For markets, the signal is a longer demand cycle for air‑ and missile‑defense systems, precision munitions and electronic warfare, benefitting European defense primes, missile makers such as MBDA, and Ukrainian aerospace firms if they remain functional. Russian fixed‑income and equity risk grows as its rear‑area infrastructure, including refineries and rail, faces a higher probability of attack. Energy traders will price a higher probability of intermittent disruption to Russian exports via Black Sea and pipeline routes, although the emerging US‑Iran framework—backed at 05:41 UTC by a G7 reaffirmation of support—still hangs over medium‑term crude with potential added supply. European power markets will watch G7‑funded grid repairs closely: better Ukrainian resilience reduces downside supply shocks from emergency EU power transfers this winter.
Over the next 24–48 hours, watch for: concrete weapon types and delivery timelines in national G7 follow‑ups; any clarification on NEPTUNE2’s intended range and target set; Russian rhetoric or kinetic responses, particularly against Ukrainian defense‑industrial sites; and early moves by insurers and shippers to reassess premiums on Black Sea and Russian energy infrastructure as Ukrainian deep‑strike capability visibly grows.
MARKET IMPACT ASSESSMENT: The G7 pledge of additional air defenses and long‑range systems plus a new Western‑Ukrainian cruise‑missile program points to a longer, more technologically intensive war.
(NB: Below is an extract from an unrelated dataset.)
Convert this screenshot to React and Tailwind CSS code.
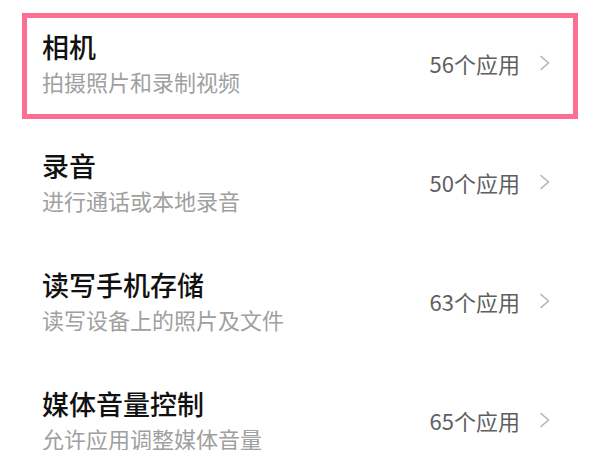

That is bullish for Western and Ukrainian defense names, negative for Russian assets, and structurally supportive for oil and gas risk premia given heightened threat to Russian energy infrastructure and export routes. The clear political backing for the US‑Iran MoU (already alerted) adds downside risk to medium‑term crude if sanctions relief proceeds, but Moscow’s war‑economy squeeze and expanded Ukraine strike reach are likely to keep near‑term volatility elevated.